Een verbod op uitvaren geldt wanneer de omstandigheden voor roeiers potentieel gevaarlijk zijn. Roeiers en eventuele begeleiders moeten nagaan welke omstandigheden voor het roeiwater worden verwacht voor de periode waarin zij op het water zullen zijn. De regels ten aanzien van een roeiverbod worden hieronder uitgelegd.
Naast het hanteren van de regels is het ook van belang dat leden zelf de afweging maken of roeien op dat moment verantwoord is, ook als er geen roeiverbod is!

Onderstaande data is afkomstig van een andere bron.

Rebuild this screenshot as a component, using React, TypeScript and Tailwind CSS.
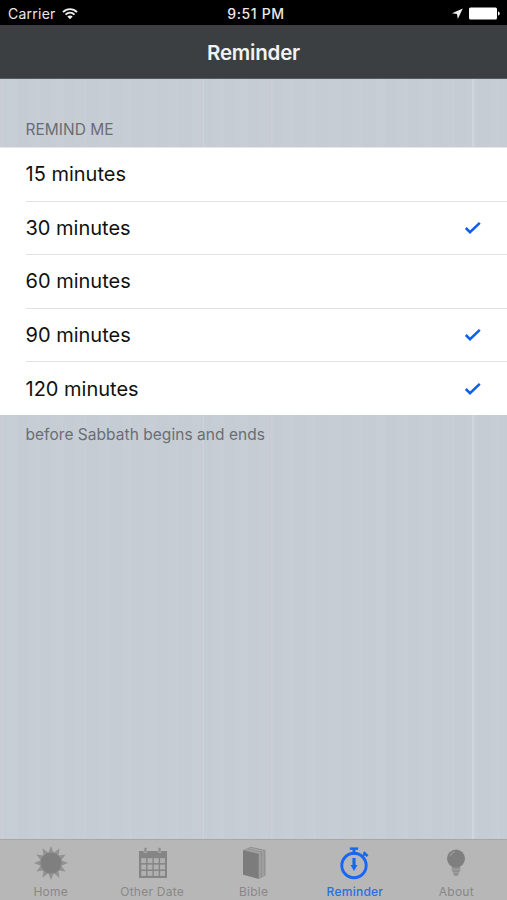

In ieder geval geldt een algeheel vaarverbod bij de volgende (weers-)omstandigheden:
Als vanaf het vlot de contouren van de brug niet meer te zien zijn, geldt er een algeheel roeiverbod.
Tenzij schriftelijk ontheffing is verleend aan wedstrijdploegen, dient men vóór de duisternis binnen te zijn.
Als er op teletekstpagina 710, of op de website van het KNMI, een windwaarschuwing kracht 8 voor het district Marken wordt gegeven, geldt er een roeiverbod voor iedereen (ook voor wedstrijdroeiers).
Roeien bij windkracht 7 is toegestaan maar op eigen verantwoordelijkheid. Dit betekent dat wanneer tijdens het roeien bij windkracht 7 schade ontstaat die een gevolg is van het roeien in harde wind, de schade verhaald zal worden op de roeier of de ploeg die geroeid heeft in die boot.
Als er ijs op het water ligt, hoe flinterdun dan ook, is er een algeheel roeiverbod. Als de thermometer op het vlot 0° C of lager aangeeft, dan geldt er een roeiverbod voor houten boten. Voor - 2° C of lager geldt een algeheel roeiverbod.
Ga in geen geval roeien als het onweert. Zit je al op het water als het begint te onweren, zorg dan dat je van het water bent zodra het onweer dichterbij komt en minder dan 3 km weg is (= 10 seconden tussen bliksemflits en donderslag).